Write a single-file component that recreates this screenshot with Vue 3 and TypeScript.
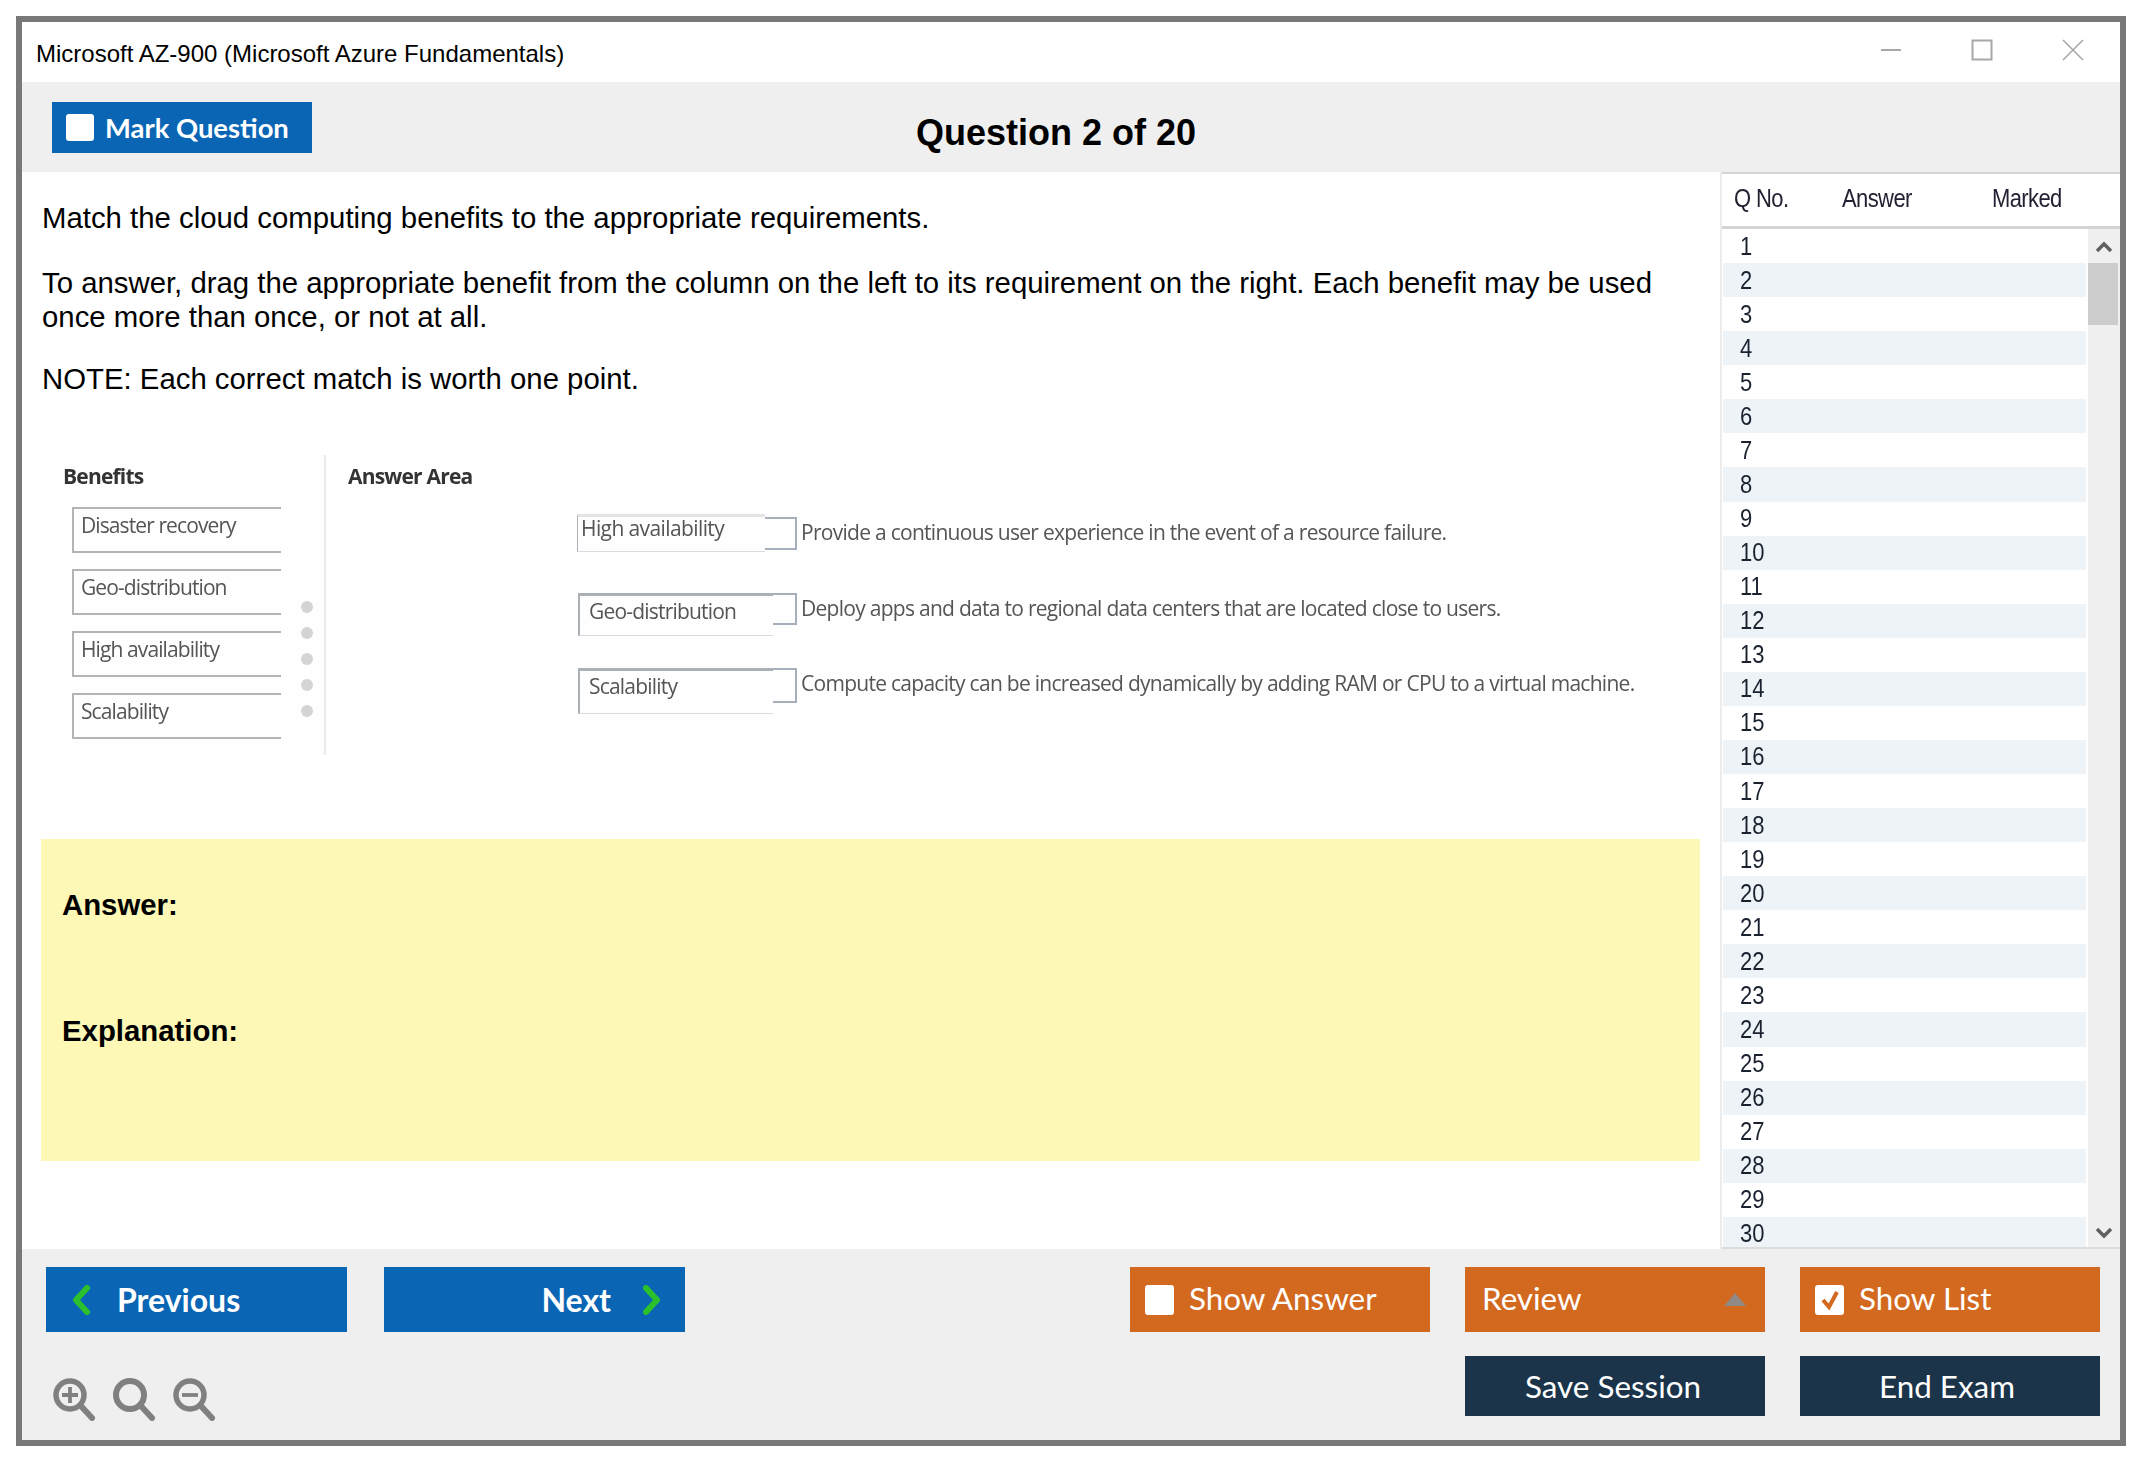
<script setup lang="ts">
const rows: number[] = Array.from({ length: 30 }, (_, i) => i + 1)
const benefits: string[] = ['Disaster recovery', 'Geo-distribution', 'High availability', 'Scalability']
const matches = [
  { cls: 'm1', label: 'High availability', text: 'Provide a continuous user experience in the event of a resource failure.' },
  { cls: 'm2', label: 'Geo-distribution', text: 'Deploy apps and data to regional data centers that are located close to users.' },
  { cls: 'm3', label: 'Scalability', text: 'Compute capacity can be increased dynamically by adding RAM or CPU to a virtual machine.' }
]
</script>

<template>
  <div class="page">
    <div class="frame">
      <div class="titlebar">
        <span class="apptitle">Microsoft AZ-900 (Microsoft Azure Fundamentals)</span>
        <div class="winctl">
          <svg width="22" height="22" viewBox="0 0 22 22"><path d="M1 11h20" stroke="#a8a8a8" stroke-width="2" /></svg>
          <svg width="22" height="22" viewBox="0 0 22 22"><rect x="1.5" y="1.5" width="19" height="19" fill="none" stroke="#a8a8a8" stroke-width="2" /></svg>
          <svg width="22" height="22" viewBox="0 0 22 22"><path d="M1 1l20 20M21 1L1 21" stroke="#a8a8a8" stroke-width="1.6" /></svg>
        </div>
      </div>

      <div class="header">
        <div class="btn blue mark"><span class="check small"></span><span>Mark Question</span></div>
        <div class="qtitle">Question 2 of 20</div>
      </div>

      <div class="body">
        <main class="main">
          <p class="p1">Match the cloud computing benefits to the appropriate requirements.</p>
          <p class="p2">To answer, drag the appropriate benefit from the column on the left to its requirement on the right. Each benefit may be used once more than once, or not at all.</p>
          <p class="p3">NOTE: Each correct match is worth one point.</p>

          <div class="diagram">
            <div class="benefits">
              <div class="dhead">Benefits</div>
              <div v-for="b in benefits" :key="b" class="bbox">{{ b }}</div>
              <div class="dots"><i></i><i></i><i></i><i></i><i></i></div>
            </div>
            <div class="answers">
              <div class="dhead">Answer Area</div>
              <div class="mlist">
                <div v-for="m in matches" :key="m.cls" class="mrow" :class="m.cls">
                  <div class="mbox">{{ m.label }}</div>
                  <div class="bracket"></div>
                  <div class="mtext">{{ m.text }}</div>
                </div>
              </div>
            </div>
          </div>

          <div class="answerbox">
            <div class="a1">Answer:</div>
            <div class="a2">Explanation:</div>
          </div>
        </main>

        <aside class="side">
          <div class="shead">
            <span class="c1">Q No.</span><span class="c2">Answer</span><span class="c3">Marked</span>
          </div>
          <div class="slist">
            <div class="rows">
              <div v-for="n in rows" :key="n" class="row"><span>{{ n }}</span></div>
            </div>
            <div class="scroll">
              <svg class="sup" width="18" height="12" viewBox="0 0 18 12"><path d="M2 10l7-7 7 7" fill="none" stroke="#606060" stroke-width="3.4" /></svg>
              <div class="thumb"></div>
              <svg class="sdown" width="18" height="12" viewBox="0 0 18 12"><path d="M2 2l7 7 7-7" fill="none" stroke="#606060" stroke-width="3.4" /></svg>
            </div>
          </div>
        </aside>
      </div>

      <div class="footer">
        <div class="fleft">
          <div class="nav">
            <div class="btn blue navbtn prev">
              <svg width="20" height="30" viewBox="0 0 20 30"><path d="M16 3L5 15l11 12" fill="none" stroke="#2cc02c" stroke-width="6" stroke-linejoin="round" stroke-linecap="round" /></svg>
              <span>Previous</span>
            </div>
            <div class="btn blue navbtn next">
              <span>Next</span>
              <svg width="20" height="30" viewBox="0 0 20 30"><path d="M4 3l11 12L4 27" fill="none" stroke="#2cc02c" stroke-width="6" stroke-linejoin="round" stroke-linecap="round" /></svg>
            </div>
          </div>
          <div class="zooms">
            <svg width="44" height="44" viewBox="0 0 44 44"><circle cx="18" cy="18" r="14" fill="none" stroke="#808080" stroke-width="5.5" /><path d="M29 29l11 12" stroke="#808080" stroke-width="6" stroke-linecap="round" /><path d="M10 18h16M18 10v16" stroke="#808080" stroke-width="3.8" /></svg>
            <svg width="44" height="44" viewBox="0 0 44 44"><circle cx="18" cy="18" r="14" fill="none" stroke="#808080" stroke-width="6" /><path d="M29 29l11 12" stroke="#808080" stroke-width="6" stroke-linecap="round" /></svg>
            <svg width="44" height="44" viewBox="0 0 44 44"><circle cx="18" cy="18" r="14" fill="none" stroke="#808080" stroke-width="5.5" /><path d="M10 18h16" stroke="#808080" stroke-width="3.8" /><path d="M29 29l11 12" stroke="#808080" stroke-width="6" stroke-linecap="round" /></svg>
          </div>
        </div>
        <div class="fright">
          <div class="btn orange"><span class="check"></span><span class="otext">Show Answer</span></div>
          <div class="btn orange review"><span class="otext">Review</span><i class="tri"></i></div>
          <div class="btn orange">
            <span class="check">
              <svg width="20" height="22" viewBox="0 0 20 22"><path d="M3 11l6 7 8-15" fill="none" stroke="#d3691f" stroke-width="4" /></svg>
            </span>
            <span class="otext">Show List</span>
          </div>
          <div class="btn navy save">Save Session</div>
          <div class="btn navy end">End Exam</div>
        </div>
      </div>
    </div>
  </div>
</template>

<style scoped>
.page {
  width: 2150px;
  height: 1470px;
  box-sizing: border-box;
  padding: 16px 0 0 16px;
  background: #fff;
  font-family: "Liberation Sans", Arial, sans-serif;
  color: #000;
  overflow: hidden;
}
.frame {
  width: 2110px;
  height: 1430px;
  box-sizing: border-box;
  border: 6px solid #787878;
  display: flex;
  flex-direction: column;
  background: #fff;
}
.titlebar {
  height: 60px;
  flex: none;
  display: flex;
  align-items: center;
  justify-content: space-between;
  padding-left: 14px;
  padding-right: 36px;
}
.apptitle { font-size: 24px; margin-top: 3px; }
.winctl { display: flex; gap: 69px; margin-top: -5px; }
.header {
  height: 90px;
  flex: none;
  background: #efefef;
  display: flex;
  align-items: center;
  padding-left: 30px;
}
.btn {
  display: flex;
  align-items: center;
  justify-content: center;
  box-sizing: border-box;
  color: #fff;
  font-family: Lato, "Open Sans", sans-serif;
}
.blue { background: #0a66b4; }
.orange { background: #d3691f; }
.navy { background: #1b3449; }
.mark {
  width: 260px;
  height: 51px;
  justify-content: flex-start;
  padding-left: 14px;
  gap: 11px;
  font-size: 27.4px;
  font-weight: 700;
}
.check {
  width: 29px;
  height: 30px;
  background: #fff;
  border-radius: 3px;
  flex: none;
  display: flex;
  align-items: center;
  justify-content: center;
}
.check.small { width: 28px; height: 27px; }
.qtitle {
  flex: 1;
  text-align: center;
  padding-right: 320px;
  font-size: 36px;
  font-weight: 700;
  margin-top: 12px;
}
.body {
  flex: 1;
  min-height: 0;
  display: flex;
}
.main {
  width: 1698px;
  flex: none;
  box-sizing: border-box;
  padding: 29px 0 0 19px;
}
.main p {
  margin: 0 0 0 1px;
  font-size: 29.35px;
  line-height: 34px;
  width: 1650px;
}
.main .p2 { margin-top: 31px; }
.main .p3 { margin-top: 28px; }
.diagram {
  margin-top: 59px;
  margin-left: 9px;
  width: 1600px;
  height: 300px;
  background: #fefefe;
  display: flex;
  filter: blur(0.6px);
  font-family: "Open Sans", sans-serif;
  color: #555;
}
.dhead {
  font-weight: 700;
  font-size: 21px;
  letter-spacing: -0.8px;
  color: #333;
  height: 46px;
  padding-top: 7px;
  box-sizing: border-box;
}
.benefits {
  width: 276px;
  box-sizing: border-box;
  padding: 0 0 0 13px;
  border-right: 2px solid #eaeaea;
  position: relative;
}
.bbox {
  margin-left: 9px;
  margin-top: 6px;
  margin-bottom: 17px;
  width: 209px;
  height: 46px;
  box-sizing: border-box;
  border: 2px solid #b4b4b4;
  border-right: none;
  padding: 3px 0 0 7px;
  font-size: 21px;
  letter-spacing: -0.9px;
  line-height: 26px;
}
.bbox + .bbox { margin-top: -1px; }
.dots {
  position: absolute;
  left: 251px;
  top: 146px;
  display: flex;
  flex-direction: column;
  gap: 14px;
}
.dots i {
  display: block;
  width: 12px;
  height: 12px;
  border-radius: 50%;
  background: #d4d4d4;
}
.answers {
  flex: 1;
  padding-left: 22px;
  position: relative;
}
.mlist { position: relative; }
.mrow {
  display: flex;
  align-items: flex-start;
  margin-left: 230px;
  position: relative;
}
.mbox {
  box-sizing: border-box;
  font-size: 21px;
  letter-spacing: -0.8px;
  width: 195px;
  height: 43px;
  border: 1px solid #d8dde2;
  border-right: none;
  padding-left: 9px;
  line-height: 30px;
  border-top: 3px solid #aab0b6;
  border-left: 2px solid #aab0b6;
}
.bracket {
  width: 24px;
  height: 32px;
  box-sizing: border-box;
  border: 2px solid #a5b0bc;
  border-left: none;
}
.mtext {
  font-size: 21px;
  letter-spacing: -0.72px;
  margin-left: 4px;
  white-space: nowrap;
  line-height: 30px;
}
.m1 { margin-top: 13px; margin-left: 229px; }
.m1 .mbox { width: 188px; height: 38px; border-top-color: #e4e4e4; border-left-width: 1px; padding-left: 3px; line-height: 22px; letter-spacing: -0.6px; }
.m1 .bracket { width: 32px; height: 33px; margin-top: 3px; }
.m1 .mtext { margin-top: 3px; }
.m2 { margin-top: 41px; }
.m3 { margin-top: 32px; }
.m3 .mbox { height: 46px; }
.m3 .bracket { height: 35px; }
.answerbox {
  margin-top: 84px;
  width: 1659px;
  height: 322px;
  background: #fef8b6;
  box-sizing: border-box;
  padding: 49px 0 0 21px;
  font-size: 29.35px;
  font-weight: 700;
  line-height: 34px;
}
.a2 { margin-top: 92px; }
.side {
  flex: 1;
  min-width: 0;
  display: flex;
  flex-direction: column;
  border-left: 2px solid #ececec;
}
.shead {
  height: 57px;
  flex: none;
  box-sizing: border-box;
  border-top: 2px solid #d4d4d4;
  border-bottom: 3px solid #d4d4d4;
  display: flex;
  align-items: center;
  font-size: 22px;
  color: #223;
  padding: 0 0 2px 12px;
}
.shead span { display: inline-block; transform: scaleY(1.2); letter-spacing: -0.6px; }
.c1 { width: 108px; }
.c2 { width: 150px; }
.slist {
  flex: 1;
  min-height: 0;
  display: flex;
  border-bottom: 2px solid #dcdcdc;
}
.rows {
  width: 364px;
  box-sizing: border-box;
  flex: none;
  overflow: hidden;
  padding-left: 1px;
}
.row {
  height: 34.07px;
  box-sizing: border-box;
  padding: 1px 0 0 17px;
  display: flex;
  align-items: center;
  font-size: 22px;
  color: #1a2230;
}
.row span { display: inline-block; transform: scaleY(1.2); }
.row:nth-child(even) { background: #eef3f8; }
.scroll {
  flex: 1;
  background: #f0f0f0;
  margin-left: 2px;
  display: flex;
  flex-direction: column;
  align-items: center;
}
.sup { margin-top: 12px; }
.thumb {
  width: 30px;
  height: 62px;
  background: #cdcdcd;
  margin-top: 10px;
  margin-right: 2px;
}
.sdown { margin-top: auto; margin-bottom: 8px; }
.footer {
  height: 191px;
  flex: none;
  background: #efefef;
  display: flex;
  justify-content: space-between;
  box-sizing: border-box;
  padding: 18px 20px 0 24px;
}
.nav { display: flex; gap: 37px; }
.navbtn {
  width: 301px;
  height: 65px;
  font-size: 32px;
  font-weight: 700;
}
.prev { justify-content: flex-start; padding-left: 25px; gap: 26px; }
.next { justify-content: flex-end; padding-right: 23px; gap: 31px; }
.zooms {
  display: flex;
  gap: 16px;
  margin-top: 45px;
  margin-left: 6px;
}
.fright {
  display: grid;
  grid-template-columns: repeat(3, 300px);
  grid-template-rows: 65px 60px;
  gap: 24px 35px;
  font-size: 31.4px;
}
.fright .btn { gap: 15px; justify-content: flex-start; padding-left: 15px; }
.otext { margin-top: -3px; }
.fright .navy { justify-content: center; padding: 0 4px 0 0; }
.fright .end { padding-right: 6px; }
.save { grid-column: 2; }
.fright .review { justify-content: space-between; padding: 0 19px 0 17px; }
.tri {
  width: 0;
  height: 0;
  border-left: 11px solid transparent;
  border-right: 11px solid transparent;
  border-bottom: 13px solid #8f8a85;
}
</style>

<style>
html, body { margin: 0; padding: 0; background: #fff; }
</style>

::::

__What to work on__
Go from the first line of the data above to the line containing "worth one point.</p>" and retype exactly those lines, both included, but none of the pictures.

__Reply__
Write a single-file component that recreates this screenshot with Vue 3 and TypeScript.
<script setup lang="ts">
const rows: number[] = Array.from({ length: 30 }, (_, i) => i + 1)
const benefits: string[] = ['Disaster recovery', 'Geo-distribution', 'High availability', 'Scalability']
const matches = [
  { cls: 'm1', label: 'High availability', text: 'Provide a continuous user experience in the event of a resource failure.' },
  { cls: 'm2', label: 'Geo-distribution', text: 'Deploy apps and data to regional data centers that are located close to users.' },
  { cls: 'm3', label: 'Scalability', text: 'Compute capacity can be increased dynamically by adding RAM or CPU to a virtual machine.' }
]
</script>

<template>
  <div class="page">
    <div class="frame">
      <div class="titlebar">
        <span class="apptitle">Microsoft AZ-900 (Microsoft Azure Fundamentals)</span>
        <div class="winctl">
          <svg width="22" height="22" viewBox="0 0 22 22"><path d="M1 11h20" stroke="#a8a8a8" stroke-width="2" /></svg>
          <svg width="22" height="22" viewBox="0 0 22 22"><rect x="1.5" y="1.5" width="19" height="19" fill="none" stroke="#a8a8a8" stroke-width="2" /></svg>
          <svg width="22" height="22" viewBox="0 0 22 22"><path d="M1 1l20 20M21 1L1 21" stroke="#a8a8a8" stroke-width="1.6" /></svg>
        </div>
      </div>

      <div class="header">
        <div class="btn blue mark"><span class="check small"></span><span>Mark Question</span></div>
        <div class="qtitle">Question 2 of 20</div>
      </div>

      <div class="body">
        <main class="main">
          <p class="p1">Match the cloud computing benefits to the appropriate requirements.</p>
          <p class="p2">To answer, drag the appropriate benefit from the column on the left to its requirement on the right. Each benefit may be used once more than once, or not at all.</p>
          <p class="p3">NOTE: Each correct match is worth one point.</p>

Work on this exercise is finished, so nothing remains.